In this way, I find myself of similar mind to both Henry David Thoreau and Wendell Berry, two men from different times whose writing inspires me greatly. Berry makes sharp distinction in his writing between a road and a path, the former being a scar upon the landscape whereas the latter is merely a knowledge of it born out of a relationship with place, rather than a rush past it. In The Native Hill he writes that:

“The difference between a path and a road is not only the obvious one. A path is little more than a habit that comes with knowledge of a place. It is a sort of ritual of familiarity. As a form, it is a form of contact with a known landscape. It is not destructive. It is the perfect adaptation, through experience and familiarity, of movement to place; it obeys the natural contours; such obstacles as it meets it goes around.”

There is always a sense of limits in Wendell Berry’s writing and I think that puts him at odds with much of our current society, in which excess is the preferred measure. Berry often refers to the damage we do to the world happening when we go beyond our natural human limits by putting technology in place that allows us to do and, much more pertinently, to take more. He is not against technology per se, just against its implementation being thoughtless and not considering the consequences, both to the planet and to the work and life of a person.

Theoretically I could run, cycle or even drive from where I am to where I am heading, but is completing the movement more quickly or increasing the distance of it in the same time really adding anything of value to the exercise? It would certainly involve using more resources, whether that be my own energy, the production of a machine or the running of that machine. Might it be more beneficial for both me and every other living thing if I made do with a good walk?

Returning to The Native Hill, Berry describes some small history in Kentucky in which newcomers are laying down a road and while doing so cut down many trees to put up a camp. He compares this destructive interaction with the land to that of the original native inhabitants and the natural violence of the newcomers actions verses the gentler touch of the natives. He then continues:

“But my understanding of this curiously parabolic fragment of history will not be complete until I have considered more directly that the occasion of this particular violence was the building of the road. It is obvious that one who values the idea of community cannot speak against roads without risking all sorts of absurdity. It must be noticed, nevertheless, that the predecessor to this first road was ‘nothing but an Indian trail passing the wilderness’ – a path.
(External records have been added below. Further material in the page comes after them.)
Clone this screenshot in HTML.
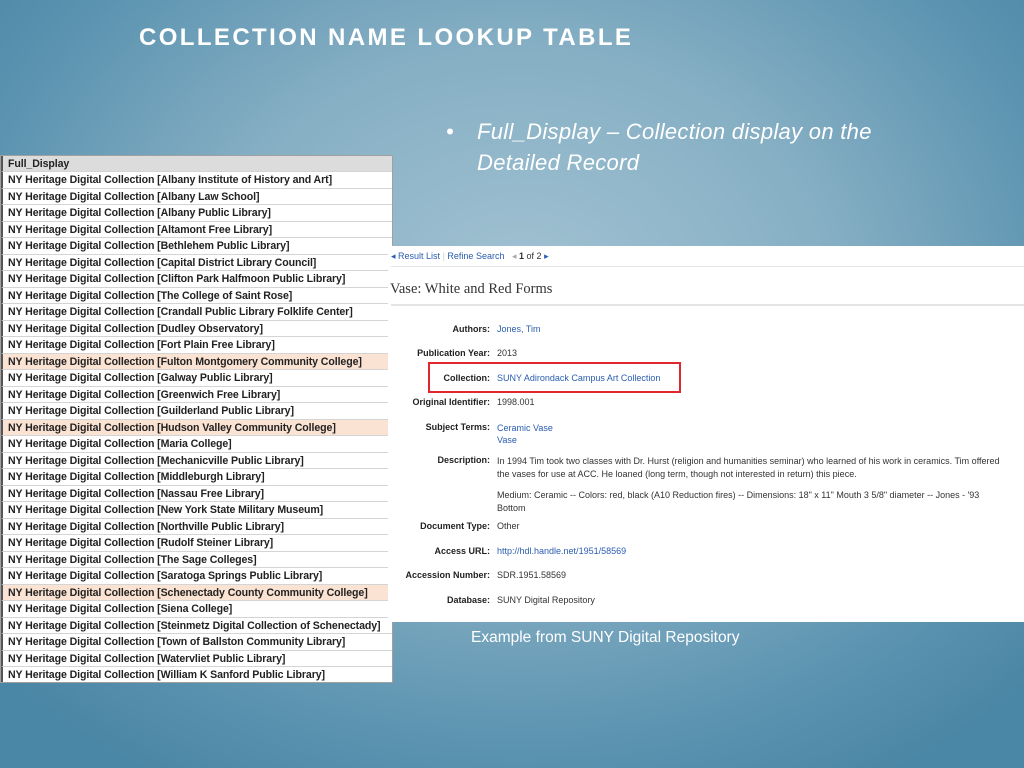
<!DOCTYPE html>
<html><head><meta charset="utf-8"><style>
*{margin:0;padding:0;box-sizing:border-box}
body{width:1024px;height:768px;overflow:hidden;position:relative;font-family:"Liberation Sans",sans-serif;
background:radial-gradient(ellipse 700px 560px at 520px 300px,#a3c3d3 0%,#86afc4 45%,#5b93b0 80%,#4a86a5 100%);}
.t{position:absolute;left:139px;top:24px;color:#fff;font-weight:bold;font-size:24px;letter-spacing:2.4px}
.bul{position:absolute;left:446px;top:116px;color:#fff;font-style:italic;font-size:22px;line-height:31px;letter-spacing:0.3px}
.bul span{position:absolute;left:0}
.bul div{padding-left:31px}
#tbl{position:absolute;left:0;top:155px;width:393px;height:528px;background:#fff;border:1px solid #a0a0a0;overflow:hidden}
#tbl div{height:16.5px;line-height:16px;font-size:10.6px;font-weight:bold;color:#222;padding-left:5px;border-bottom:1px solid #d4d4d4;white-space:nowrap;letter-spacing:-0.1px;border-left:2px solid #555}
#tbl div.h{background:#dcdcdc;height:16px}
#tbl div.o{background:#fbe3d3}
#pan{position:absolute;left:388px;top:246px;width:636px;height:376px;background:#fff;font-size:9px;color:#333}
.a{color:#2a5db0}
.l{position:absolute;right:534px;font-weight:bold;color:#222;white-space:nowrap}
.v{position:absolute;left:109px;white-space:nowrap}
.cap{position:absolute;left:471px;top:629px;color:#fff;font-size:15.5px}
</style></head><body>
<div class="t">COLLECTION NAME LOOKUP TABLE</div>
<div class="bul"><span>•</span><div>Full_Display – Collection display on the<br>Detailed Record</div></div>
<div id="tbl">
<div class="h">Full_Display</div>
<div>NY Heritage Digital Collection [Albany Institute of History and Art]</div>
<div>NY Heritage Digital Collection [Albany Law School]</div>
<div>NY Heritage Digital Collection [Albany Public Library]</div>
<div>NY Heritage Digital Collection [Altamont Free Library]</div>
<div>NY Heritage Digital Collection [Bethlehem Public Library]</div>
<div>NY Heritage Digital Collection [Capital District Library Council]</div>
<div>NY Heritage Digital Collection [Clifton Park Halfmoon Public Library]</div>
<div>NY Heritage Digital Collection [The College of Saint Rose]</div>
<div>NY Heritage Digital Collection [Crandall Public Library Folklife Center]</div>
<div>NY Heritage Digital Collection [Dudley Observatory]</div>
<div>NY Heritage Digital Collection [Fort Plain Free Library]</div>
<div class="o">NY Heritage Digital Collection [Fulton Montgomery Community College]</div>
<div>NY Heritage Digital Collection [Galway Public Library]</div>
<div>NY Heritage Digital Collection [Greenwich Free Library]</div>
<div>NY Heritage Digital Collection [Guilderland Public Library]</div>
<div class="o">NY Heritage Digital Collection [Hudson Valley Community College]</div>
<div>NY Heritage Digital Collection [Maria College]</div>
<div>NY Heritage Digital Collection [Mechanicville Public Library]</div>
<div>NY Heritage Digital Collection [Middleburgh Library]</div>
<div>NY Heritage Digital Collection [Nassau Free Library]</div>
<div>NY Heritage Digital Collection [New York State Military Museum]</div>
<div>NY Heritage Digital Collection [Northville Public Library]</div>
<div>NY Heritage Digital Collection [Rudolf Steiner Library]</div>
<div>NY Heritage Digital Collection [The Sage Colleges]</div>
<div>NY Heritage Digital Collection [Saratoga Springs Public Library]</div>
<div class="o">NY Heritage Digital Collection [Schenectady County Community College]</div>
<div>NY Heritage Digital Collection [Siena College]</div>
<div>NY Heritage Digital Collection [Steinmetz Digital Collection of Schenectady]</div>
<div>NY Heritage Digital Collection [Town of Ballston Community Library]</div>
<div>NY Heritage Digital Collection [Watervliet Public Library]</div>
<div>NY Heritage Digital Collection [William K Sanford Public Library]</div>
</div>
<div id="pan">
<div style="position:absolute;left:3px;top:5px;white-space:nowrap"><span class="a">◂ Result List</span> <span style="color:#ccc">|</span> <span class="a">Refine Search</span> &nbsp; <span style="color:#aaa">◂</span> <b>1</b> of 2 <span class="a">▸</span></div>
<div style="position:absolute;left:3px;right:0;top:20px;border-top:1px solid #e4e4e4"></div>
<div style="position:absolute;left:2px;top:35px;font-family:'Liberation Serif',serif;font-size:14.5px;color:#333">Vase: White and Red Forms</div>
<div style="position:absolute;left:3px;right:0;top:58px;border-top:2px solid #e4e4e4"></div>
<div class="l" style="top:78px">Authors:</div><div class="v a" style="top:78px">Jones, Tim</div>
<div class="l" style="top:102px">Publication Year:</div><div class="v" style="top:102px">2013</div>
<div style="position:absolute;left:40px;top:116px;width:253px;height:31px;border:2px solid #e0262e"></div>
<div class="l" style="top:127px">Collection:</div><div class="v a" style="top:127px">SUNY Adirondack Campus Art Collection</div>
<div class="l" style="top:151px">Original Identifier:</div><div class="v" style="top:151px">1998.001</div>
<div class="l" style="top:176px">Subject Terms:</div><div class="v a" style="top:176px;line-height:12px">Ceramic Vase<br>Vase</div>
<div class="l" style="top:209px">Description:</div><div class="v" style="top:209px;line-height:13px;white-space:normal;width:505px">In 1994 Tim took two classes with Dr. Hurst (religion and humanities seminar) who learned of his work in ceramics. Tim offered the vases for use at ACC. He loaned (long term, though not interested in return) this piece.</div>
<div class="v" style="top:243px;line-height:13px;white-space:normal;width:505px">Medium: Ceramic -- Colors: red, black (A10 Reduction fires) -- Dimensions: 18" x 11" Mouth 3 5/8" diameter -- Jones - '93 Bottom</div>
<div class="l" style="top:275px">Document Type:</div><div class="v" style="top:275px">Other</div>
<div class="l" style="top:300px">Access URL:</div><div class="v a" style="top:300px">http://hdl.handle.net/1951/58569</div>
<div class="l" style="top:324px">Accession Number:</div><div class="v" style="top:324px">SDR.1951.58569</div>
<div class="l" style="top:349px">Database:</div><div class="v" style="top:349px">SUNY Digital Repository</div>
</div>
<div class="cap">Example from SUNY Digital Repository</div>
</body></html>
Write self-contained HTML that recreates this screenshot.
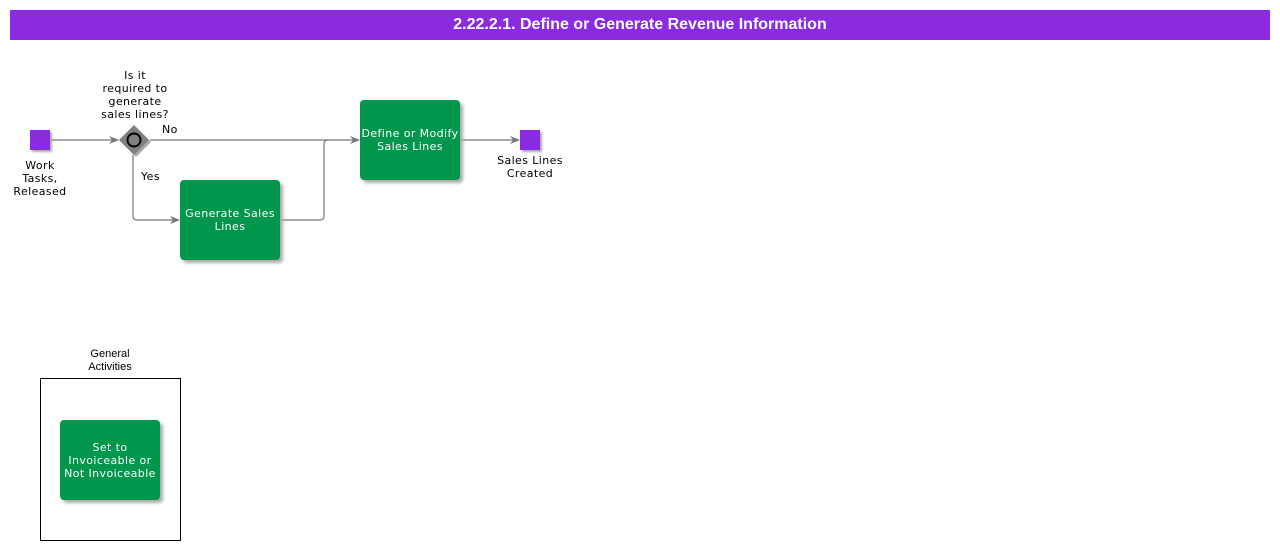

The Indians, then, who had the wisdom and the grace to live in this country perhaps ten thousand years without destroying or damaging any of it, needed for their travels no more than a footpath; but their successors, who in a century and a half plundered the area of at least half its topsoil and virtually all of its forest, felt immediately that they had to have a road. My interest is not in the question of whether or not they needed the road, but in the fact that the road was then, and is now, the most characteristic form of their relation to the country.”

This view, which incorporates taking your time and not rushing past a place in your hurry to get somewhere else, chimes nicely with Simon Barnes’ call in his book Rewild Yourself. He asks us to see going for a walk not as something to deliver a particular outcome, but rather as an opportunity to connect with our local environment and the nature that resides there. This, in turn, will provide us with all sorts of benefits but our endeavour should be connection rather than an end goal.

“The secret is all in the subtle adjustment of priorities. Climb the hill not because you need the workout but because you might see a buzzard. Take the loop through the park not for the sake of your gluteal muscles but because there are sometimes redwings on the grass in winter and blackbirds singing in spring. Once you start to think like this, everything changes.

You are still taking exercise but you are no longer Taking Exercise. You are no longer the priority. You are an innocent victim, caught in the crossfire of nature.”

Barnes’ book is all about re-orientating ourselves back to a place where we recognise ourselves in nature rather than separate from it and in that it shares similar territory to Berry’s sense that we have lost our connection to the land and to place. Both try to bring us back to a way of life that is gentler on the planet and its resources and also more suited to our underlying purpose as human beings.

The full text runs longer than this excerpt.